The method of assembly in which the invention is embodied also makes tempering of a spring easier. In addition, by linking a plurality of windings together, it is possible to simplify the manufacture of endless springs.

Furthermore, the method could be used to join a winding to the end piece of a spring. Hence, the end of the spring could be made of a different, stronger material. This is advantageous because the ends of traditional springs are often weak and so prone to breaking.

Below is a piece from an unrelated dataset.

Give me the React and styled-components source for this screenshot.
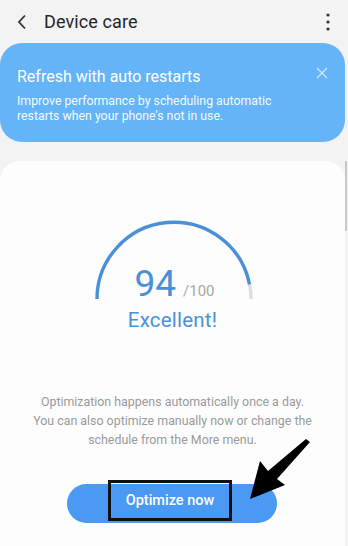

Equally, by linking together a plurality of separate windings to form the spring, the windings may be made of different material. For example, windings close to either end of the spring may be made of a stronger material than those positioned towards a middle portion of the spring. The windings may be made of progressively stronger material closer to the ends of the spring. This is also

advantageous because springs tend to be subjected to most force towards their ends. By making the windings stronger towards the ends of the spring, this reduces the likelihood of the spring being damaged.

A skilled person will appreciate that variations of the disclosed arrangements are possible without departing from the invention. Accordingly, the above description of the specific embodiments is made by way of example and not for the purposes of limitation. It will be clear to the skilled person that minor modifications can be made without significant changes to the springs described above.